** TASK INSTRUCTIONS **
Both the line containing "Convert this screenshot" and the line containing "import React from" are part of the range to copy, along with every line between them. Copy it exactly and leave out the pictures.

** DATA IN THIS EXERCISE **
___

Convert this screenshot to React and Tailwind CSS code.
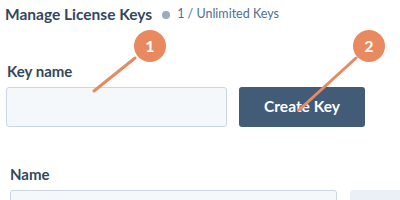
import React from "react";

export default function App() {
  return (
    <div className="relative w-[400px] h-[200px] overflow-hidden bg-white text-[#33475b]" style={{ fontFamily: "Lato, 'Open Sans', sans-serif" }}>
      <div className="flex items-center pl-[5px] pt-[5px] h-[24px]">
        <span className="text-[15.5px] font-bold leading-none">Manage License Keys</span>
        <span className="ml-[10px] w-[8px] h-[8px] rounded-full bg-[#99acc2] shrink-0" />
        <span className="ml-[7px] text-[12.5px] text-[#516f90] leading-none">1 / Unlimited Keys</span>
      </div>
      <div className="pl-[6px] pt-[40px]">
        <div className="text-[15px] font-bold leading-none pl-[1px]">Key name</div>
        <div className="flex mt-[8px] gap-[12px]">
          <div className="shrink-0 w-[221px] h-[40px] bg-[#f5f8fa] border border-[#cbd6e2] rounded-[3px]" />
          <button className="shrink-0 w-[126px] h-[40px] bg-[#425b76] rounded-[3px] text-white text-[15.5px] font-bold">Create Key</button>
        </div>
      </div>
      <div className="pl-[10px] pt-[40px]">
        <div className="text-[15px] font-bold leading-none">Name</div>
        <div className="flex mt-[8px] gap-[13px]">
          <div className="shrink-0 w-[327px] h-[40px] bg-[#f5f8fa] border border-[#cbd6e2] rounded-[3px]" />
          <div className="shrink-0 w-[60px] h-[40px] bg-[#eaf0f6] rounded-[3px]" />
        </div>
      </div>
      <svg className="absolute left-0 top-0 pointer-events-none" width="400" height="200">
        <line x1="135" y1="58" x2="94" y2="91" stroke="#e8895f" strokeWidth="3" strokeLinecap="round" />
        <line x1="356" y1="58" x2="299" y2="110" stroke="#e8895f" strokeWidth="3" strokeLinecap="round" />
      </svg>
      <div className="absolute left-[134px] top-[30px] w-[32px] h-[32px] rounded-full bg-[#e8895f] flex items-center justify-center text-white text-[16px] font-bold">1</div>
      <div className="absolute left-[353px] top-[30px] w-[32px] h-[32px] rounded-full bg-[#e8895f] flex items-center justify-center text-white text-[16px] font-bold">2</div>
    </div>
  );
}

___

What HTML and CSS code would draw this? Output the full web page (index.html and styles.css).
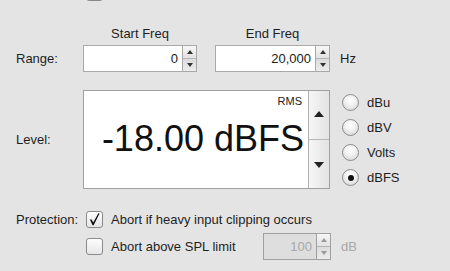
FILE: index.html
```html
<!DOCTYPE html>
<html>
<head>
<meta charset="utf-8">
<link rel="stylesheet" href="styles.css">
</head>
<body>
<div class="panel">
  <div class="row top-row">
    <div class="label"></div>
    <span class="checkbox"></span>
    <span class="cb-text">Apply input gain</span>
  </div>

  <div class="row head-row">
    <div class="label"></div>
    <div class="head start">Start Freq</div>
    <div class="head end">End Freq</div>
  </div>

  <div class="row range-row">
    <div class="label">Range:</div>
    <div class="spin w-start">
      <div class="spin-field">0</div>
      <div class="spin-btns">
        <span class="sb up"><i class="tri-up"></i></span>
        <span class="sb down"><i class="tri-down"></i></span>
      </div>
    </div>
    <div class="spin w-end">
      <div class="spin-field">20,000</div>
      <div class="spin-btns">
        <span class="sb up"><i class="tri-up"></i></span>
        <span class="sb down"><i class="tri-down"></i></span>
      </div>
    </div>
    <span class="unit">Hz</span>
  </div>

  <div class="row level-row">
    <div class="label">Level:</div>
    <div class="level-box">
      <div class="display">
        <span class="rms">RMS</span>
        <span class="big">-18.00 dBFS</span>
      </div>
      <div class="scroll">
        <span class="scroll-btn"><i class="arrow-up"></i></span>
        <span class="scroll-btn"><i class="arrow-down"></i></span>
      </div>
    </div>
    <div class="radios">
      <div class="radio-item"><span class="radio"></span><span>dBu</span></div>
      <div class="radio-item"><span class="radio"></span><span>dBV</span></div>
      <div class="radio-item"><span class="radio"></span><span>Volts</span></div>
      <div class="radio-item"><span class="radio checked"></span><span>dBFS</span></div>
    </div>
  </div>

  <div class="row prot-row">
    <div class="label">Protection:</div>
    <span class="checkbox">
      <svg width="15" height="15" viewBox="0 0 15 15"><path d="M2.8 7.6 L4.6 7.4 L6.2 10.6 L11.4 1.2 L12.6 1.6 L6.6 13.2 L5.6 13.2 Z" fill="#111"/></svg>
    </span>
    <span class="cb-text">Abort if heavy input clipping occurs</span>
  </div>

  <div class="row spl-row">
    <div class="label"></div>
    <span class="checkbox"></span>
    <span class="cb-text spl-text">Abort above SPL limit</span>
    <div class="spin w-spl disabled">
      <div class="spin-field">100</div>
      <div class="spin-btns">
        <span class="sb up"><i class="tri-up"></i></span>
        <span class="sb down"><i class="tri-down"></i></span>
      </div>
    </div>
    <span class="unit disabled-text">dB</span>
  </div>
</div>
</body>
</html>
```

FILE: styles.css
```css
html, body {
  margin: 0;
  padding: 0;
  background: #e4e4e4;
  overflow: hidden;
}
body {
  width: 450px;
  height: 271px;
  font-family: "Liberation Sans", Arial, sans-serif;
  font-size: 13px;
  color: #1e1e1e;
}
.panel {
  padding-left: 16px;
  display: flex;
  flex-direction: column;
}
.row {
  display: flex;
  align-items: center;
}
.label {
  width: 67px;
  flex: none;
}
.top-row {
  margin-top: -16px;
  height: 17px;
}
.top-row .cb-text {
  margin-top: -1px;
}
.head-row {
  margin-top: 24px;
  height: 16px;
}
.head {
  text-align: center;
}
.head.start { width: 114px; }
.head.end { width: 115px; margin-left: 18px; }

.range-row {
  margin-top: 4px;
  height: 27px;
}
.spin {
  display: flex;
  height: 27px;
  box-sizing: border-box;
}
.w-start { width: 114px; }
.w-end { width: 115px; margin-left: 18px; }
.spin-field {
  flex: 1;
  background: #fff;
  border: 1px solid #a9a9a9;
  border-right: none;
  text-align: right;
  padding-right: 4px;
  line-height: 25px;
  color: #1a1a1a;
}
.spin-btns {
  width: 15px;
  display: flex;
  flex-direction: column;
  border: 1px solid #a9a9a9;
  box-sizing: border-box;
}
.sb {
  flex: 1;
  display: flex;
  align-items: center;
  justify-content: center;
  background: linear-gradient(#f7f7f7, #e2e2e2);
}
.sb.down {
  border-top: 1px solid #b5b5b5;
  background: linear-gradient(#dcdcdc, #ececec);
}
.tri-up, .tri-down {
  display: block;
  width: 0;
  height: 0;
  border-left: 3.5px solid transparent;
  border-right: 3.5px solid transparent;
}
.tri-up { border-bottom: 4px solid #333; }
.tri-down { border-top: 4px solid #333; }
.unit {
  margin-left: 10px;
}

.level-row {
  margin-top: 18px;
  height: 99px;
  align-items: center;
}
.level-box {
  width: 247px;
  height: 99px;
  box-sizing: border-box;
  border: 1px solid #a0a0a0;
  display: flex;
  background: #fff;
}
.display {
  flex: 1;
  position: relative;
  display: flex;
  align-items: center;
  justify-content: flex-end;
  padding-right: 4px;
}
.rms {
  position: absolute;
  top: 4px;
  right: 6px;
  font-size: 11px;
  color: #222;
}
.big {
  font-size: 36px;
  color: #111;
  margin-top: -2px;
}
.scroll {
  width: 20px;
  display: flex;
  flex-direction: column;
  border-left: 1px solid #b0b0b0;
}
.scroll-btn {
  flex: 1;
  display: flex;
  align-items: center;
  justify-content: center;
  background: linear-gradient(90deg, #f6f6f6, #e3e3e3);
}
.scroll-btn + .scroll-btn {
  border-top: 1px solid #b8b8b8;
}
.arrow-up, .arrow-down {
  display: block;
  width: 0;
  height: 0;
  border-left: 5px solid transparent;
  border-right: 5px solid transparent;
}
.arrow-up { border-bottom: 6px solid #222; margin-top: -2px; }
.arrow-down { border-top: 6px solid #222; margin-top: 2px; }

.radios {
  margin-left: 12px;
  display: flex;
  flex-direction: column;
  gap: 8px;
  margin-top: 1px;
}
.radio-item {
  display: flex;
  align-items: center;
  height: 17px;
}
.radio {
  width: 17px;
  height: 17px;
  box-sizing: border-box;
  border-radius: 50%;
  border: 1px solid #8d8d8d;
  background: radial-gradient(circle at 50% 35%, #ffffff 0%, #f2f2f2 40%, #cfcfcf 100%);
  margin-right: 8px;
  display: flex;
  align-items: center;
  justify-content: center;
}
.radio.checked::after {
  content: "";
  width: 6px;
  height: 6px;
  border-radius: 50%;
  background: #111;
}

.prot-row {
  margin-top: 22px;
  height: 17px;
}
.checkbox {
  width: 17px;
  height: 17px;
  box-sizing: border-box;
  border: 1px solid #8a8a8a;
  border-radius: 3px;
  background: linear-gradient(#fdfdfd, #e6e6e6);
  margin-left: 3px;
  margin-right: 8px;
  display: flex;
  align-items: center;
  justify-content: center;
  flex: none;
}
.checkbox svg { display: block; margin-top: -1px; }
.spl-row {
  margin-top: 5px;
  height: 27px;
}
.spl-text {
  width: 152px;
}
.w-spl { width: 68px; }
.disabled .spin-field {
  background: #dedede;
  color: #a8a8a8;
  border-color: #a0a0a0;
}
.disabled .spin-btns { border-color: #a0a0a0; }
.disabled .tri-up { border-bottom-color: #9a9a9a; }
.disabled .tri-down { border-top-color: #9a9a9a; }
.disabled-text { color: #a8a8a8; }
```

___

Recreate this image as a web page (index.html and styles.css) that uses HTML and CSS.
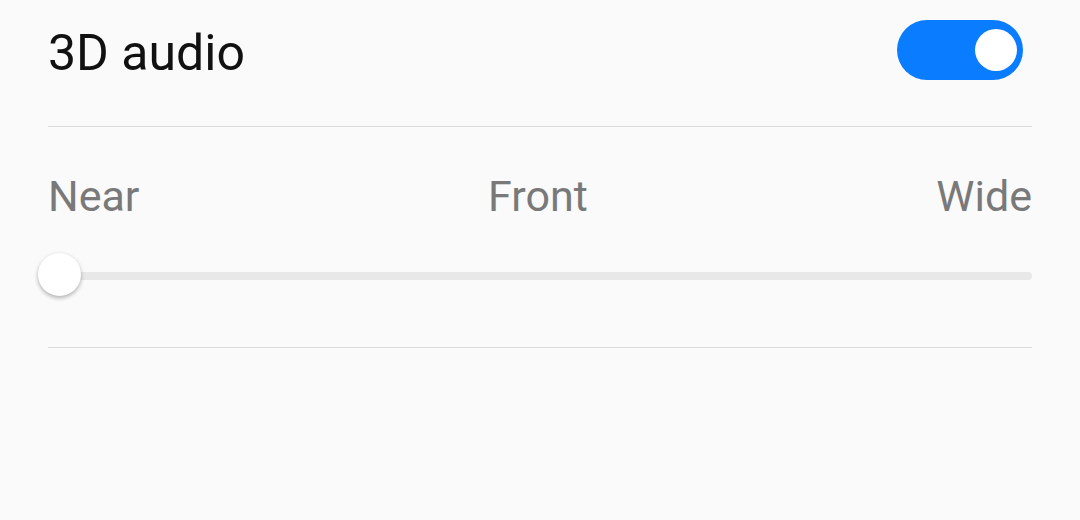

___

** WORKED SOLUTION **
Convert this screenshot to React and Tailwind CSS code.
import React from "react";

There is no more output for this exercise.